[Records with interface code]
^^^^^^^^^^^^^^^^

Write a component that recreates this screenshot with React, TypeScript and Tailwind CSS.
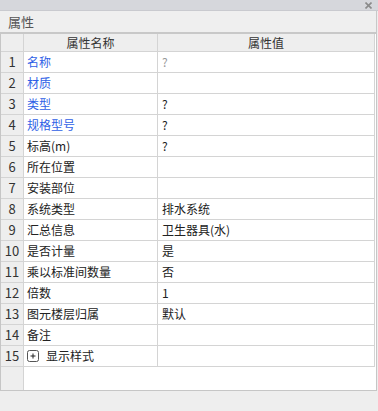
import React from 'react';

interface Row {
  name: string;
  value?: string;
  blue?: boolean;
  muted?: boolean;
  expand?: boolean;
}

const rows: Row[] = [
  { name: '名称', value: '?', blue: true, muted: true },
  { name: '材质', blue: true },
  { name: '类型', value: '?', blue: true },
  { name: '规格型号', value: '?', blue: true },
  { name: '标高(m)', value: '?' },
  { name: '所在位置' },
  { name: '安装部位' },
  { name: '系统类型', value: '排水系统' },
  { name: '汇总信息', value: '卫生器具(水)' },
  { name: '是否计量', value: '是' },
  { name: '乘以标准间数量', value: '否' },
  { name: '倍数', value: '1' },
  { name: '图元楼层归属', value: '默认' },
  { name: '备注' },
  { name: '显示样式', expand: true },
];

function PlusBox() {
  return (
    <svg width="12" height="12" viewBox="0 0 12 12" className="shrink-0">
      <rect x="0.5" y="0.5" width="11" height="11" rx="2" fill="white" stroke="#555" />
      <path d="M3.5 6h5M6 3.5v5" stroke="#222" strokeWidth="1" />
    </svg>
  );
}

export default function App() {
  return (
    <div
      className="w-[378px] h-[411px] bg-[#eeeeee] flex flex-col text-[12px] text-[#222]"
      style={{ fontFamily: '"Noto Sans CJK SC", "Liberation Sans", sans-serif' }}
    >
      <div className="h-[11px] bg-[#d6d7dc] border-b border-[#c9cacf] flex items-center justify-end pr-[6px]">
        <svg width="7" height="7" viewBox="0 0 7 7">
          <path d="M0.5 0.5l6 6M6.5 0.5l-6 6" stroke="#8a8a8a" strokeWidth="1.6" />
        </svg>
      </div>
      <div className="h-[21px] w-[377px] bg-[#efefef] border-r border-[#c8c8c8] flex items-center pl-[8px] text-[13px] text-[#555]">
        属性
      </div>
      <div className="h-[2px] w-[377px] bg-[#c8c8c8]" />
      <div className="h-[357px] w-[377px] bg-white border-l border-r border-b border-[#c6c6c6] flex flex-col">
        <div className="flex h-[18px] bg-[#eeeeee] border-b border-[#d4d4d4] w-[374px]">
          <div className="w-[23px] border-r border-[#d4d4d4]" />
          <div className="w-[134px] border-r border-[#d4d4d4] flex items-center justify-center text-[#333]">属性名称</div>
          <div className="w-[217px] border-r border-[#d4d4d4] flex items-center justify-center text-[#333]">属性值</div>
        </div>
        {rows.map((r, i) => (
          <div key={i} className="flex h-[21px] border-b border-[#d4d4d4] w-[374px]">
            <div className="w-[23px] bg-[#eeeeee] border-r border-[#d4d4d4] flex items-center justify-center text-[13px] text-[#333]">
              {i + 1}
            </div>
            <div
              className={`w-[134px] border-r border-[#d4d4d4] flex items-center pl-[3px] gap-[7px] ${
                r.blue ? 'text-[#2f5fe6]' : 'text-[#222]'
              }`}
            >
              {r.expand && <PlusBox />}
              {r.name}
            </div>
            <div
              className={`w-[217px] border-r border-[#d4d4d4] flex items-center pl-[4px] ${
                r.muted ? 'text-[#999]' : 'text-[#222]'
              }`}
            >
              {r.value}
            </div>
          </div>
        ))}
        <div className="flex-1 flex">
          <div className="w-[23px] bg-[#eeeeee] border-r border-[#d4d4d4]" />
          <div className="flex-1" />
        </div>
      </div>
    </div>
  );
}
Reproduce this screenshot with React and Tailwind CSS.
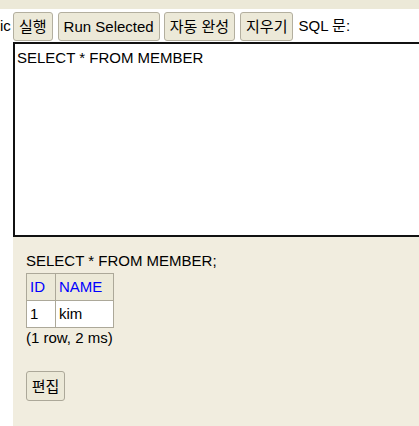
import React from 'react';

const font = { fontFamily: '"Liberation Sans", "Noto Sans CJK KR", Arial, sans-serif' };

function ToolButton({ children, className = '' }) {
  return (
    <button
      className={`h-[29px] px-[5px] border border-[#b3af9f] rounded-[3px] bg-[#ece9d8] text-[15px] text-black leading-none ${className}`}
    >
      {children}
    </button>
  );
}

export default function App() {
  return (
    <div className="w-[419px] h-[426px] bg-white overflow-hidden text-black" style={font}>
      <div className="h-[9px] bg-[#ece9d8]" />

      <div className="flex items-center mt-[3px] h-[29px] whitespace-nowrap">
        <span className="text-[15px] w-[13px]">ic</span>
        <ToolButton>실행</ToolButton>
        <ToolButton className="ml-[5px]">Run Selected</ToolButton>
        <ToolButton className="ml-[4px]">자동 완성</ToolButton>
        <ToolButton className="ml-[5px]">지우기</ToolButton>
        <span className="ml-[5px] text-[15px]">SQL 문:</span>
      </div>

      <div className="ml-[13px] mt-px w-[440px] h-[195px] border-2 border-[#111] bg-white px-[2px] pt-[5px] text-[15px] leading-[18px]">
        SELECT * FROM MEMBER
      </div>

      <div className="ml-[13px] h-[200px] bg-[#f1eddf] pl-[13px] pt-[15px] text-[15px] leading-[18px]">
        <div>SELECT * FROM MEMBER;</div>
        <table className="mt-[3px] border-collapse bg-white">
          <thead>
            <tr className="h-[27px] bg-[#ece9d8]">
              <th className="border border-[#aca899] px-[3px] text-left font-normal text-[#0000ff] w-[29px]">ID</th>
              <th className="border border-[#aca899] px-[3px] text-left font-normal text-[#0000ff] w-[58px]">NAME</th>
            </tr>
          </thead>
          <tbody>
            <tr className="h-[27px]">
              <td className="border border-[#aca899] px-[3px]">1</td>
              <td className="border border-[#aca899] px-[3px]">kim</td>
            </tr>
          </tbody>
        </table>
        <div className="mt-[1px]">(1 row, 2 ms)</div>
        <button className="mt-[24px] h-[30px] w-[39px] border border-[#aca899] rounded-[3px] bg-[#ece9d8] text-[15px] leading-none">
          편집
        </button>
      </div>
    </div>
  );
}
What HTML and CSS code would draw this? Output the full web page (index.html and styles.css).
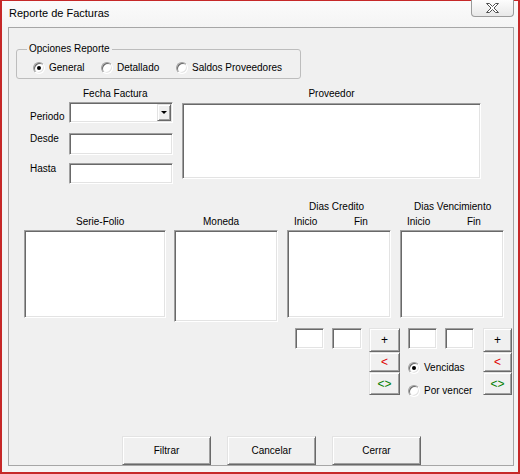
FILE: index.html
```html
<!DOCTYPE html>
<html>
<head>
<meta charset="utf-8">
<title>Reporte de Facturas</title>
<link rel="stylesheet" href="styles.css">
</head>
<body>
<div class="window">
  <div class="titlebar">
    <span class="title">Reporte de Facturas</span>
    <div class="close">
      <svg width="13" height="10" viewBox="0 0 13 10"><path d="M0.5 0.5h3l3 3 3-3h3l-4.5 4.5 4.5 4.5h-3l-3-3-3 3h-3l4.5-4.5z" fill="#fff" stroke="#505050" stroke-width="1"/></svg>
    </div>
  </div>
  <div class="client">
    <fieldset class="group">
      <legend>Opciones Reporte</legend>
      <div class="radios">
        <div class="radio"><span class="dot on"></span>General</div>
        <div class="radio"><span class="dot"></span>Detallado</div>
        <div class="radio"><span class="dot"></span>Saldos Proveedores</div>
      </div>
    </fieldset>

    <div class="row-b">
      <div class="fecha">
        <div class="hdr fecha-hdr">Fecha Factura</div>
        <div class="fecha-grid">
          <span class="lbl lbl-periodo">Periodo</span>
          <div class="sunken combo"><span class="btn combo-btn"><span class="tri"></span></span></div>
          <span class="lbl lbl-desde">Desde</span>
          <div class="sunken field field-desde"></div>
          <span class="lbl lbl-hasta">Hasta</span>
          <div class="sunken field field-hasta"></div>
        </div>
      </div>
      <div class="prov">
        <div class="hdr center">Proveedor</div>
        <div class="sunken prov-list"></div>
      </div>
    </div>

    <div class="row-c">
      <div class="col col-sf">
        <div class="h1"></div>
        <div class="h2 h2-sf">Serie-Folio</div>
        <div class="sunken list"></div>
      </div>
      <div class="col col-mon">
        <div class="h1"></div>
        <div class="h2 h2-mon">Moneda</div>
        <div class="sunken list list-mon"></div>
      </div>
      <div class="col col-dc">
        <div class="h1 h1-dc">Dias Credito</div>
        <div class="h2 sub"><span class="ini">Inicio</span><span>Fin</span></div>
        <div class="sunken list"></div>
      </div>
      <div class="col col-dv">
        <div class="h1 h1-dv">Dias Vencimiento</div>
        <div class="h2 sub"><span class="ini">Inicio</span><span>Fin</span></div>
        <div class="sunken list"></div>
      </div>
    </div>

    <div class="row-d">
      <div class="sunken small"></div>
      <div class="sunken small small-wide gap8"></div>
      <div class="btncol gap7">
        <button class="btn b1">+</button>
        <button class="btn b2 red">&lt;</button>
        <button class="btn b3 green">&lt;&gt;</button>
      </div>
      <div class="g2 gap8">
        <div class="g2-inputs">
          <div class="sunken small"></div>
          <div class="sunken small"></div>
        </div>
        <div class="g2-radios">
          <div class="radio"><span class="dot on"></span>Vencidas</div>
          <div class="radio"><span class="dot"></span>Por vencer</div>
        </div>
      </div>
      <div class="btncol btncol2 gap9">
        <button class="btn b1">+</button>
        <button class="btn b2 red">&lt;</button>
        <button class="btn b3 green">&lt;&gt;</button>
      </div>
    </div>

    <div class="row-e">
      <button class="btn big">Filtrar</button>
      <button class="btn big">Cancelar</button>
      <button class="btn big">Cerrar</button>
    </div>
  </div>
</div>
</body>
</html>
```

FILE: styles.css
```css
* { box-sizing: border-box; }
html, body { margin: 0; padding: 0; }
body {
  width: 520px;
  height: 474px;
  overflow: hidden;
  font-family: "Liberation Sans", Arial, sans-serif;
  font-size: 10px;
  color: #000;
  background: #fff;
}
.window {
  width: 520px;
  height: 474px;
  border: 2px solid #c62828;
  border-top-width: 1px;
  background: #f4f4f4;
  display: flex;
  flex-direction: column;
}
.titlebar {
  height: 26px;
  flex: none;
  display: flex;
  align-items: flex-start;
  padding-left: 7px;
  background: linear-gradient(#fbfbfb, #f4f4f4);
}
.title { font-size: 11px; line-height: 25px; }
.close {
  margin-left: auto;
  margin-top: -1px;
  margin-right: 4px;
  width: 43px;
  height: 17px;
  border: 1px solid #9b9b9b;
  border-top: none;
  border-radius: 0 0 4px 4px;
  background: linear-gradient(#fdfdfd, #e8e8e8);
  display: flex;
  align-items: center;
  justify-content: center;
}
.close svg { display: block; }
.client {
  flex: 1;
  margin: 0 4px 6px 6px;
  border: 1px solid #a6a6a6;
  background: #f0f0f0;
}

/* group box */
.group {
  margin: 15px 0 0 7px;
  width: 285px;
  padding: 0;
  border: 1px solid #bdbdbd;
  border-radius: 3px;
  min-inline-size: 0;
}
.group legend { margin-left: 10px; padding: 0 2px; line-height: 12px; }
.radios {
  display: grid;
  grid-template-columns: 68px 75px auto;
  padding: 6px 0 3px 16px;
}
.radio {
  display: flex;
  align-items: center;
  height: 14px;
  line-height: 14px;
  white-space: nowrap;
}
.dot {
  flex: none;
  position: relative;
  width: 12px;
  height: 12px;
  margin-right: 4px;
  border-radius: 50%;
  border: 1px solid;
  border-color: #a0a0a0 #fff #fff #a0a0a0;
  box-shadow: inset 1px 1px #696969, inset -1px -1px #e3e3e3;
  background: #fff;
}
.dot.on::after {
  content: "";
  position: absolute;
  left: 3px;
  top: 3px;
  width: 4px;
  height: 4px;
  border-radius: 50%;
  background: #000;
}

/* sunken fields */
.sunken {
  background: #fff;
  border: 1px solid;
  border-color: #a0a0a0 #fff #fff #a0a0a0;
  box-shadow: inset 1px 1px #696969, inset -1px -1px #e3e3e3;
}
/* raised buttons */
.btn {
  font: inherit;
  color: #000;
  padding: 0;
  margin: 0;
  background: #f0f0f0;
  border: 1px solid;
  border-color: #e3e3e3 #696969 #696969 #e3e3e3;
  box-shadow: inset 1px 1px #fff, inset -1px -1px #a0a0a0;
  display: flex;
  align-items: center;
  justify-content: center;
}

/* row B */
.row-b { display: flex; margin: 9px 0 0 21px; }
.hdr { height: 12px; line-height: 12px; white-space: nowrap; }
.center { text-align: center; }
.fecha { width: 143px; }
.fecha-hdr { padding-left: 53px; }
.fecha-grid {
  display: grid;
  grid-template-columns: 39px 104px;
  grid-template-rows: 21px 32px 29px;
  margin-top: 2px;
}
.lbl { align-self: start; line-height: 12px; }
.lbl-periodo { margin-top: 9px; }
.lbl-desde { margin-top: 10px; }
.lbl-hasta { margin-top: 8px; }
.field { align-self: end; }
.field-desde { height: 22px; }
.field-hasta { height: 21px; }
.combo { height: 21px; display: flex; justify-content: flex-end; padding: 1px; }
.combo-btn { width: 14px; height: 17px; }
.tri {
  width: 0;
  height: 0;
  border-left: 3px solid transparent;
  border-right: 3px solid transparent;
  border-top: 3px solid #000;
}
.prov { margin-left: 9px; width: 299px; }
.prov-list { margin-top: 3px; height: 76px; }

/* row C */
.row-c { display: flex; align-items: flex-start; margin: 17px 0 0 15px; }
.col { display: flex; flex-direction: column; }
.col-sf { width: 142px; }
.col-mon { width: 104px; margin-left: 8px; }
.col-dc { width: 104px; margin-left: 9px; }
.col-dv { width: 104px; margin-left: 9px; }
.h1 { height: 12px; line-height: 12px; white-space: nowrap; }
.h2 { margin-top: 3px; height: 12px; line-height: 12px; white-space: nowrap; }
.h2-sf { padding-left: 52px; }
.h2-mon { padding-left: 29px; }
.h1-dc { padding-left: 22px; }
.h1-dv { padding-left: 14px; }
.sub { display: flex; padding-left: 7px; }
.sub .ini { width: 60px; }
.list { margin-top: 2px; height: 88px; }
.list-mon { height: 92px; }

/* row D */
.row-d { display: flex; align-items: flex-start; margin: 6px 0 0 286px; }
.small { width: 29px; height: 21px; }
.small-wide { width: 30px; }
.gap7 { margin-left: 7px; }
.gap8 { margin-left: 8px; }
.gap9 { margin-left: 9px; }
.btncol { display: flex; flex-direction: column; width: 31px; }
.btncol2 { width: 29px; }
.btncol .btn { width: 100%; font-size: 12px; line-height: 12px; }
.b1 { height: 24px; }
.b2 { height: 20px; }
.b3 { height: 23px; }
.red { color: #e00000; }
.green { color: #008000; }
.g2 { display: flex; flex-direction: column; }
.g2-inputs { display: flex; gap: 8px; }
.g2-radios { display: flex; flex-direction: column; gap: 9px; margin-top: 12px; }

/* row E */
.row-e { display: flex; gap: 16px; margin: 38px 0 0 113px; }
.big { width: 89px; height: 29px; }
```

^^^^^^^^^^^^^^^^

Check each line above for "React" and return the ones that have it.

Write a component that recreates this screenshot with React, TypeScript and Tailwind CSS.
import React from 'react';
Reproduce this screenshot with React and Tailwind CSS.
import React from 'react';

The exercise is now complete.